Another important issue of concern is whether the small group average effects observed have a clinical significance at the individual level.76 At current levels in the Great Lakes region, the effects of intrauterine PCBs exposure appeared to be so subtle that they would not have been evident in a routine clinical examination.77 Studies on lead exposure have shown that a decrease of 4 points in average population intelligence increases the number of children with IQs of <80 by threefold and decreases the percentage of children with IQ scores of >125.78 In a similar way, exposure to these ubiquitous environmental pollutants may have a seemingly small effect at individual level, but probably have a large impact at population level.79

We conclude that the available studies suggest an adverse effect of prenatal PCBs exposure on neurological development in children. However, differences in study design, some inconsistencies in the results, and the lack of homogeneous quantitative exposure data, do not allow the derivation of the degree of risk associated with neurodevelopmental effects at current levels of exposure.
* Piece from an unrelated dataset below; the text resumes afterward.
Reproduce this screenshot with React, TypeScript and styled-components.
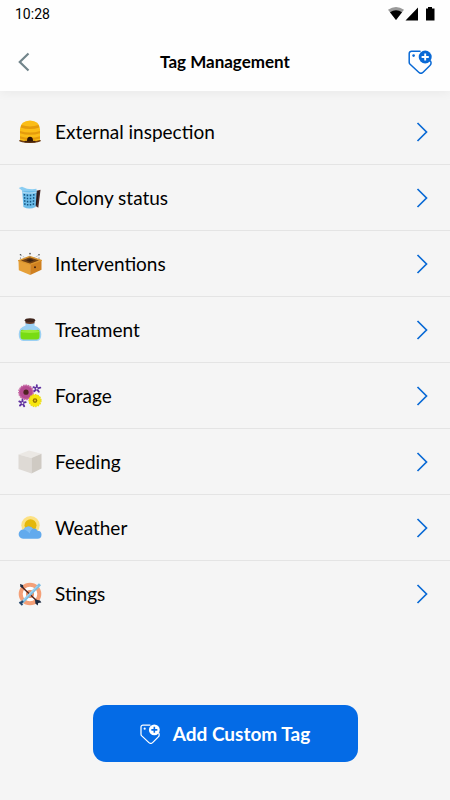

Future investigation, as well as ongoing cohort studies,80-84should guarantee standard evaluation of specific organochlorine exposure using biological samples, homogeneous outcome assessment through standardised tests and measurement of important covariates such as socioeconomic factors and other neurotoxic chemicals.85The universal exposure to these compounds and the importance of early assessment of signs of dysfunction to provide the best possible basis for decisions on prevention,86 makes necessary the setting up and continuation of large follow up studies of populations exposed to the current levels of these contaminants.